Dotychczas mówiłem więcej o zachowanych tradycjach i zjawiskach. Ale wiele się we Lwowie zmieniło w ostatnie dziesięciolecia. Industrializacja znacznie zmieniła oblicze miasta. Wioski przymiejskie standardowo zabudowane przekształciły się w nowe dzielnice miasta i zostały zasiedlone przez przybyszów z bliskich i dalekich okolic. Nazwy tych dzielnic "Sychiw", "Riasne", "Lewandiwka" słychać jest teraz częściej, aniżeli "Łyczakiw", "Klepariw" albo "Zamarstyniw". Znaczne zwiększenie ludności miasta przyniosło poważne problemy municypalne. Wąskie brukowane uliczki zostały zupełnie zrujnowane przez przeciążone tramwaje, autobusy, ciężarówki. Przy rozbudowie miasta nie pomyślano o możliwościach zabezpieczenia zwiększonej ludności w wodę do picia. Obfite niegdyś źródła wody miejskie zostały opróżnione, inne są natomiast skąpe, dlatego mieszkańcy miasta muszą cierpieć brak wody. Ale przy tym braku czasem woda wytraca się przez wyciekanie z zardzewiałych rur przestarzałego wodociągu, pobudowanego jeszcze w czasy austryjackie. Na jego reperowanie nie ma miasto pieniędzy, tak samo jak i na odnowienie systemu kanalizacyjnego. Miasta na ogół nie rujnują się szybko, ale podtrzymywać je w dobrym stanie trzeba stale. W czasy sowieckie zawsze oszczędzane było na zasobach komunalnych na korzyść militaryzacji państwa, a Lwów potrzebował ich znacznie więcej niżeli inne miasta, bo nie był miastem typowym. Jednak system planowy osobliwości Lwowa nie uwzględniał. Miasto zwolna się rujnowało i teraz potrzebne są pieniądze na renowację wszystkiego: dróg, budynków, pomników, wodociągu, kanalizacji.

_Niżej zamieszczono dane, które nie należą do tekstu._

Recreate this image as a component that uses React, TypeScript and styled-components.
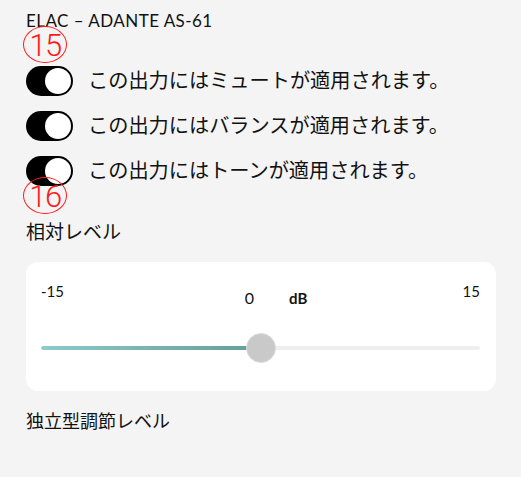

Dwa lata temu Lwów otrzymał status miasta chronionego przez UNESCO jako dziedzictwo kulturalno-historyczne. To znaczy, że powinno się o nie dbać więcej. I choć Lwów jako taki należy do całej ludzkości, nie spodziewam się, że UNESCO będzie w tej sprawie pomagać miastu finansowo, a młode Państwo Ukraińskie nie zdąży w najbliższe lata zrobić tego w dostatecznym stopniu. Ale i Ukraińcy, i Polacy powinni uświadomić sobie, że to jest NASZE MIASTO i powinniśmy dbać o nie wspólnie.